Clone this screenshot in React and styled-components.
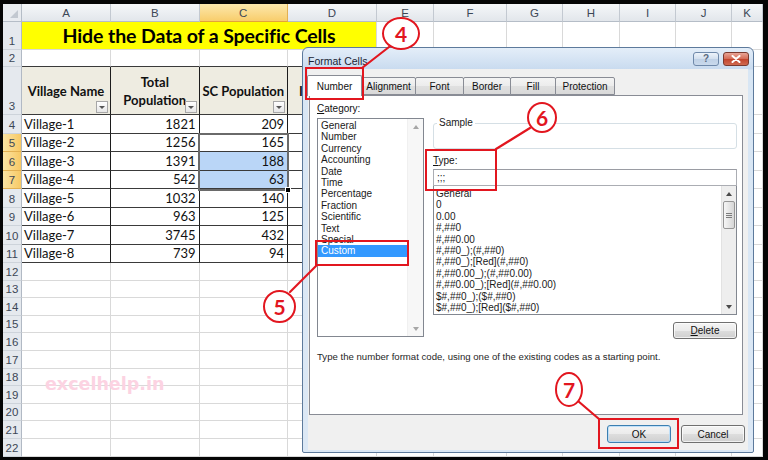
import React from 'react';
import styled, { createGlobalStyle } from 'styled-components';

const RED = '#e2161f';
const SHEET_FONT = "Lato, 'Liberation Sans', Arial, sans-serif";
const UI_FONT = "'Liberation Sans', Arial, sans-serif";

const GlobalStyle = createGlobalStyle`
  html, body { margin: 0; padding: 0; background: #000; }
  *, *::before, *::after { box-sizing: border-box; }
`;

const Frame = styled.div`
  position: relative;
  width: 768px;
  height: 460px;
  padding: 4px 5px 3px 3px;
  background: #050505;
  overflow: hidden;
`;

const Sheet = styled.div`
  display: grid;
  grid-template-columns: 19px 89px 88.5px 88.5px 89px 57px 73px 56px 57px 56px 56px 31px;
  grid-template-rows: 18px 28px 17px 48px repeat(8, 18.5px) repeat(11, 17.6px);
  height: 453px;
  background: #fff;
  font-family: ${SHEET_FONT};
  font-size: 13px;
  color: #111;
`;

const Corner = styled.div`
  position: relative;
  background: #e9ecf0;
  border-right: 1px solid #b5bdc7;
  border-bottom: 1px solid #b5bdc7;
  &::after {
    content: '';
    position: absolute;
    right: 3px;
    bottom: 3px;
    border-left: 8px solid transparent;
    border-bottom: 8px solid #c3c9d1;
  }
`;

const ColHead = styled.div`
  display: flex;
  align-items: center;
  justify-content: center;
  font-family: ${UI_FONT};
  font-size: 11.5px;
  color: #3c4756;
  background: ${(p) => (p.$active ? 'linear-gradient(#fce8ad, #f8cd6b)' : 'linear-gradient(#f5f7f9, #e2e6eb)')};
  border-right: 1px solid ${(p) => (p.$active ? '#e2b052' : '#c3c9d1')};
  border-bottom: 1px solid ${(p) => (p.$active ? '#e2a33a' : '#b5bdc7')};
`;

const RowHead = styled.div`
  display: flex;
  align-items: flex-end;
  justify-content: center;
  padding-bottom: 2px;
  font-family: ${UI_FONT};
  font-size: 11.5px;
  color: #3c4756;
  background: ${(p) => (p.$active ? 'linear-gradient(90deg, #fbe4a4, #f7c964)' : '#e5e9ee')};
  border-right: 1px solid #b1b9c4;
  border-bottom: 1px solid ${(p) => (p.$active ? '#e2b052' : '#cdd3da')};
`;

const Cell = styled.div`
  position: relative;
  display: flex;
  align-items: center;
  justify-content: ${(p) => (p.$align === 'right' ? 'flex-end' : p.$align === 'center' ? 'center' : 'flex-start')};
  padding: 0 3px 0 2px;
  white-space: nowrap;
  overflow: hidden;
  background: ${(p) => p.$bg || '#fff'};
  border-right: 1px solid ${(p) => (p.$tr ? '#1c1c1c' : '#d9d9d9')};
  border-bottom: 1px solid ${(p) => (p.$tb ? '#3a3a3a' : '#d9d9d9')};
`;

const TitleCell = styled.div`
  grid-column: span 4;
  display: flex;
  align-items: center;
  justify-content: center;
  background: #ffff00;
  font-weight: 700;
  font-size: 19.5px;
  letter-spacing: -0.1px;
  color: #000;
  border-right: 1px solid #d9d9d9;
  border-bottom: 1px solid #d9d9d9;
`;

const HeadCell = styled.div`
  position: relative;
  display: flex;
  align-items: center;
  justify-content: ${(p) => (p.$start ? 'flex-start' : 'center')};
  padding: ${(p) => (p.$start ? '0 0 0 11px' : '0 2px')};
  text-align: center;
  line-height: 18px;
  font-weight: 700;
  background: #eeece1;
  overflow: hidden;
  border-right: 1px solid #1c1c1c;
  border-bottom: 1px solid #3a3a3a;
`;

const Clip = styled.span`
  display: inline-block;
  width: 3px;
  overflow: hidden;
  white-space: nowrap;
`;

const FilterBtn = styled.span`
  position: absolute;
  right: 2px;
  bottom: 1px;
  width: 12px;
  height: 12px;
  border: 1px solid #a7a7a7;
  background: linear-gradient(#ffffff, #e6e6e6);
  display: flex;
  align-items: center;
  justify-content: center;
  &::after {
    content: '';
    border-left: 3px solid transparent;
    border-right: 3px solid transparent;
    border-top: 3px solid #555;
    margin-top: 1px;
  }
`;

const Selection = styled.div`
  position: absolute;
  left: 198px;
  top: 133px;
  width: 91px;
  height: 58px;
  border: 2px solid #6a6a6a;
  z-index: 2;
`;

const FillHandle = styled.span`
  position: absolute;
  right: -4px;
  bottom: -4px;
  width: 6px;
  height: 6px;
  background: #000;
  border: 1px solid #fff;
`;

const Watermark = styled.div`
  position: absolute;
  left: 45px;
  top: 374px;
  font-family: 'DejaVu Sans', Verdana, sans-serif;
  font-weight: 700;
  font-size: 17.5px;
  color: #fcd3e2;
  z-index: 2;
`;

/* ---------- Dialog ---------- */

const Dialog = styled.div`
  position: absolute;
  left: 302px;
  top: 47px;
  width: 452px;
  height: 406px;
  display: flex;
  flex-direction: column;
  padding: 0 5px 2px;
  border: 1px solid #5d7a9c;
  border-radius: 6px 6px 2px 2px;
  background: linear-gradient(180deg, #e4eef9 0px, #c9dbef 21px, #d8e6f4 22px, #dce8f5 100%);
  font-family: ${UI_FONT};
  font-size: 9.6px;
  color: #111;
  z-index: 3;
`;

const TitleBar = styled.div`
  flex: none;
  height: 21px;
  display: flex;
  align-items: flex-start;
  justify-content: space-between;
`;

const TitleText = styled.div`
  margin-top: 7px;
  font-size: 10.5px;
  color: #1b2535;
`;

const WinButtons = styled.div`
  display: flex;
  gap: 4px;
  margin-top: 4px;
  margin-right: -1px;
`;

const HelpBtn = styled.div`
  width: 26px;
  height: 14px;
  border: 1px solid #6f89aa;
  border-radius: 3px;
  background: linear-gradient(#edf3fa, #d2dfee 50%, #bfd1e6 51%, #c9d9ec);
  color: #5a6a7e;
  font-size: 10px;
  font-weight: 700;
  display: flex;
  align-items: center;
  justify-content: center;
  line-height: 1;
`;

const CloseBtn = styled.div`
  width: 26px;
  height: 14px;
  border: 1px solid #7a3a30;
  border-radius: 3px;
  background: linear-gradient(#e9a597, #d46a55 50%, #c2442d 51%, #d06a50);
  display: flex;
  align-items: center;
  justify-content: center;
`;

const Client = styled.div`
  flex: 1;
  display: flex;
  flex-direction: column;
  padding: 6px 5px 0 1px;
  background: #f0f0f0;
`;

const TabStrip = styled.div`
  display: flex;
  align-items: flex-end;
  height: 20px;
  margin-left: -2px;
  position: relative;
  z-index: 1;
`;

const Tab = styled.div`
  width: ${(p) => p.$w}px;
  height: ${(p) => (p.$active ? 21 : 18)}px;
  margin-bottom: ${(p) => (p.$active ? -1 : 0)}px;
  margin-left: -1px;
  position: relative;
  z-index: ${(p) => (p.$active ? 2 : 1)};
  display: flex;
  align-items: center;
  justify-content: center;
  padding-top: ${(p) => (p.$active ? 0 : 1)}px;
  border: 1px solid #898c95;
  border-bottom: ${(p) => (p.$active ? 'none' : '1px solid #898c95')};
  border-radius: 2px 2px 0 0;
  background: ${(p) => (p.$active ? '#fff' : 'linear-gradient(#f4f4f4, #ececec 50%, #e0e0e0 51%, #d9d9d9)')};
  font-size: 10px;
  color: #111;
  &:first-child { margin-left: 0; }
`;

const Panel = styled.div`
  flex: none;
  height: 320px;
  display: flex;
  flex-direction: column;
  padding: 6px 5px 0 7px;
  border: 1px solid #898c95;
  background: #fff;
`;

const TopArea = styled.div`
  display: flex;
  gap: 9px;
  height: 237px;
`;

const LeftCol = styled.div`
  width: 107px;
  display: flex;
  flex-direction: column;
`;

const RightCol = styled.div`
  width: 304px;
  display: flex;
  flex-direction: column;
`;

const FieldLabel = styled.div`
  height: ${(p) => p.$h || 14}px;
  line-height: ${(p) => p.$h || 14}px;
  margin-top: ${(p) => p.$mt || 0}px;
  font-size: 10px;
  color: #111;
`;

const ListBox = styled.div`
  display: flex;
  height: ${(p) => p.$h}px;
  margin-top: ${(p) => p.$mt}px;
  border: 1px solid #828790;
  background: #fff;
  overflow: hidden;
`;

const ListItems = styled.div`
  flex: 1;
  padding-top: ${(p) => p.$pt}px;
  overflow: hidden;
`;

const ListItem = styled.div`
  height: 11.4px;
  line-height: 11.4px;
  padding-left: ${(p) => p.$pl}px;
  font-size: 10px;
  white-space: nowrap;
  color: ${(p) => (p.$sel ? '#fff' : '#1a1a1a')};
  background: ${(p) => (p.$sel ? '#3399ff' : 'transparent')};
`;

const VScroll = styled.div`
  width: ${(p) => p.$w}px;
  flex: none;
  display: flex;
  flex-direction: column;
  background: ${(p) => (p.$disabled ? '#f7f7f7' : '#eeeeee')};
  border-left: 1px solid ${(p) => (p.$disabled ? '#f0f0f0' : '#e2e2e2')};
`;

const ScrollBtn = styled.div`
  height: 15px;
  flex: none;
  display: flex;
  align-items: center;
  justify-content: center;
`;

const Arrow = styled.span`
  width: 0;
  height: 0;
  border-left: 3.5px solid transparent;
  border-right: 3.5px solid transparent;
  border-top: ${(p) => (p.$down ? `4px solid ${p.$off ? '#a6a6a6' : '#4a4a4a'}` : 'none')};
  border-bottom: ${(p) => (p.$down ? 'none' : `4px solid ${p.$off ? '#a6a6a6' : '#4a4a4a'}`)};
`;

const Track = styled.div`
  flex: 1;
`;

const Thumb = styled.div`
  height: 28px;
  margin: 0 1px;
  border: 1px solid #969696;
  border-radius: 2px;
  background: linear-gradient(90deg, #f6f6f6, #e6e6e6 50%, #d6d6d6);
  display: flex;
  align-items: center;
  justify-content: center;
`;

const Grip = styled.span`
  width: 6px;
  height: 5px;
  border-top: 1px solid #7c7c7c;
  border-bottom: 1px solid #7c7c7c;
  position: relative;
  &::after {
    content: '';
    position: absolute;
    left: 0;
    right: 0;
    top: 1px;
    border-top: 1px solid #7c7c7c;
  }
`;

const Group = styled.fieldset`
  margin: 15px 0 0;
  padding: 0;
  height: 32px;
  border: 1px solid #d5dfe5;
  border-radius: 3px;
`;

const Legend = styled.legend`
  margin-left: 3px;
  padding: 0 2px;
  font-size: 10px;
  line-height: 12px;
  color: #1a1a1a;
`;

const TextInput = styled.div`
  height: 17px;
  margin-top: 2px;
  padding-left: 3px;
  display: flex;
  align-items: center;
  border: 1px solid #abadb3;
  border-top-color: #9a9ca3;
  font-size: 10px;
  color: #1a1a1a;
  background: #fff;
  position: relative;
  z-index: 1;
`;

const Button = styled.div`
  width: 64px;
  height: ${(p) => p.$h || 18}px;
  margin-top: ${(p) => p.$mt || 0}px;
  align-self: flex-end;
  display: flex;
  align-items: center;
  justify-content: center;
  border: 1px solid ${(p) => (p.$default ? '#3c7fb1' : '#707070')};
  border-radius: 3px;
  background: linear-gradient(#f4f4f4, #ebebeb 50%, #dddddd 51%, #d0d0d0);
  box-shadow: inset 0 0 0 1px ${(p) => (p.$default ? 'rgba(180,220,250,0.8)' : 'rgba(255,255,255,0.7)')};
  font-size: 10px;
  color: #111;
`;

const Desc = styled.div`
  margin-top: 12px;
  line-height: 12px;
  font-size: 9.6px;
  color: #1f1f1f;
  white-space: nowrap;
`;

const Footer = styled.div`
  display: flex;
  justify-content: flex-end;
  gap: 10px;
  padding-top: 10px;
  margin-right: -2px;
`;

/* ---------- Annotations ---------- */

const Connectors = styled.svg`
  position: absolute;
  left: 0;
  top: 0;
  width: 768px;
  height: 460px;
  pointer-events: none;
  z-index: 4;
`;

const Mark = styled.div`
  position: absolute;
  left: ${(p) => p.$x}px;
  top: ${(p) => p.$y}px;
  width: ${(p) => p.$w}px;
  height: ${(p) => p.$h}px;
  border: 2.5px solid ${RED};
  z-index: 5;
`;

const Callout = styled.div`
  position: absolute;
  left: ${(p) => p.$x}px;
  top: ${(p) => p.$y}px;
  width: ${(p) => p.$w}px;
  height: ${(p) => p.$h}px;
  border: 2.5px solid ${RED};
  border-radius: 50%;
  background: #fff;
  display: flex;
  align-items: center;
  justify-content: center;
  font-family: Lato, 'Liberation Sans', Arial, sans-serif;
  font-weight: 700;
  font-size: 21px;
  color: ${RED};
  z-index: 6;
`;

/* ---------- Data ---------- */

const COLS = ['A', 'B', 'C', 'D', 'E', 'F', 'G', 'H', 'I', 'J', 'K'];
const DATA = [
  ['Village-1', 1821, 209],
  ['Village-2', 1256, 165],
  ['Village-3', 1391, 188],
  ['Village-4', 542, 63],
  ['Village-5', 1032, 140],
  ['Village-6', 963, 125],
  ['Village-7', 3745, 432],
  ['Village-8', 739, 94],
];
const CATEGORIES = ['General', 'Number', 'Currency', 'Accounting', 'Date', 'Time', 'Percentage', 'Fraction', 'Scientific', 'Text', 'Special', 'Custom'];
const TYPES = [
  'General', '0', '0.00', '#,##0', '#,##0.00', '#,##0_);(#,##0)', '#,##0_);[Red](#,##0)',
  '#,##0.00_);(#,##0.00)', '#,##0.00_);[Red](#,##0.00)', '$#,##0_);($#,##0)', '$#,##0_);[Red]($#,##0)',
];
const TABS = [
  ['Number', 55, true], ['Alignment', 55], ['Font', 49], ['Border', 48], ['Fill', 46], ['Protection', 60],
];

function EmptyCells({ from = 0, row }) {
  return COLS.slice(from).map((c) => <Cell key={`${row}-${c}`} />);
}

export default function App() {
  return (
    <Frame>
      <GlobalStyle />
      <Sheet>
        <Corner />
        {COLS.map((c) => (
          <ColHead key={c} $active={c === 'C'}>{c}</ColHead>
        ))}

        <RowHead>1</RowHead>
        <TitleCell>Hide the Data of a Specific Cells</TitleCell>
        <EmptyCells from={4} row={1} />

        <RowHead>2</RowHead>
        {COLS.map((c, i) => (
          <Cell key={`2-${c}`} $tb={i < 4} $tr={i === 3} />
        ))}

        <RowHead>3</RowHead>
        <HeadCell>Village Name<FilterBtn /></HeadCell>
        <HeadCell>Total Population<FilterBtn /></HeadCell>
        <HeadCell>SC Population<FilterBtn /></HeadCell>
        <HeadCell $start><Clip>I</Clip><FilterBtn /></HeadCell>
        <EmptyCells from={4} row={3} />

        {DATA.map(([name, total, sc], i) => {
          const row = i + 4;
          const sel = row === 6 || row === 7;
          return (
            <React.Fragment key={row}>
              <RowHead $active={row >= 5 && row <= 7}>{row}</RowHead>
              <Cell $tr $tb>{name}</Cell>
              <Cell $tr $tb $align="right">{total}</Cell>
              <Cell $tr $tb $align="right" $bg={sel ? '#bad6f7' : undefined}>{sc}</Cell>
              <Cell $tr $tb />
              <EmptyCells from={4} row={row} />
            </React.Fragment>
          );
        })}

        {Array.from({ length: 11 }, (_, i) => i + 12).map((row) => (
          <React.Fragment key={row}>
            <RowHead>{row}</RowHead>
            <EmptyCells row={row} />
          </React.Fragment>
        ))}
      </Sheet>

      <Selection>
        <FillHandle />
      </Selection>
      <Watermark>excelhelp.in</Watermark>

      <Dialog>
        <TitleBar>
          <TitleText>Format Cells</TitleText>
          <WinButtons>
            <HelpBtn>?</HelpBtn>
            <CloseBtn>
              <svg width="10" height="8" viewBox="0 0 10 8">
                <path d="M1.5 1 L8.5 7 M8.5 1 L1.5 7" stroke="#fff" strokeWidth="2" strokeLinecap="round" />
              </svg>
            </CloseBtn>
          </WinButtons>
        </TitleBar>
        <Client>
          <TabStrip>
            {TABS.map(([label, w, active]) => (
              <Tab key={label} $w={w} $active={active}>{label}</Tab>
            ))}
          </TabStrip>
          <Panel>
            <TopArea>
              <LeftCol>
                <FieldLabel><u>C</u>ategory:</FieldLabel>
                <ListBox $h={219} $mt={2}>
                  <ListItems $pt={1}>
                    {CATEGORIES.map((c) => (
                      <ListItem key={c} $pl={3} $sel={c === 'Custom'}>{c}</ListItem>
                    ))}
                  </ListItems>
                  <VScroll $w={16} $disabled>
                    <ScrollBtn><Arrow $off /></ScrollBtn>
                    <Track />
                    <ScrollBtn><Arrow $down $off /></ScrollBtn>
                  </VScroll>
                </ListBox>
              </LeftCol>
              <RightCol>
                <Group>
                  <Legend>Sample</Legend>
                </Group>
                <FieldLabel $h={12} $mt={6}><u>T</u>ype:</FieldLabel>
                <TextInput>;;;</TextInput>
                <ListBox $h={130} $mt={-1}>
                  <ListItems $pt={2}>
                    {TYPES.map((t) => (
                      <ListItem key={t} $pl={2}>{t}</ListItem>
                    ))}
                  </ListItems>
                  <VScroll $w={15}>
                    <ScrollBtn><Arrow /></ScrollBtn>
                    <Thumb><Grip /></Thumb>
                    <Track />
                    <ScrollBtn><Arrow $down /></ScrollBtn>
                  </VScroll>
                </ListBox>
                <Button $h={17} $mt={7}><u>D</u>elete</Button>
              </RightCol>
            </TopArea>
            <Desc>Type the number format code, using one of the existing codes as a starting point.</Desc>
          </Panel>
          <Footer>
            <Button $default>OK</Button>
            <Button>Cancel</Button>
          </Footer>
        </Client>
      </Dialog>

      <Connectors viewBox="0 0 768 460">
        <g stroke={RED} strokeWidth="2.2" strokeLinecap="round" fill="none">
          <line x1="389" y1="47" x2="362" y2="68" />
          <line x1="530" y1="128" x2="496" y2="149" />
          <line x1="290" y1="292" x2="316" y2="266" />
          <line x1="578" y1="401" x2="599" y2="419" />
        </g>
      </Connectors>

      <Mark $x={305} $y={67} $w={59} $h={33} />
      <Mark $x={425} $y={149} $w={72} $h={42} />
      <Mark $x={315} $y={240} $w={94} $h={26} />
      <Mark $x={598} $y={418} $w={81} $h={31} />

      <Callout $x={382} $y={17} $w={38} $h={33}>4</Callout>
      <Callout $x={527} $y={102} $w={30} $h={31}>6</Callout>
      <Callout $x={263} $y={290} $w={33} $h={33}>5</Callout>
      <Callout $x={555} $y={372} $w={28} $h={35}>7</Callout>
    </Frame>
  );
}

-=-=-

TASK PROMPT: Copy every line above that holds the word "React".

COMPLETE RESPONSE:
Clone this screenshot in React and styled-components.
import React from 'react';
            <React.Fragment key={row}>
            </React.Fragment>
          <React.Fragment key={row}>
          </React.Fragment>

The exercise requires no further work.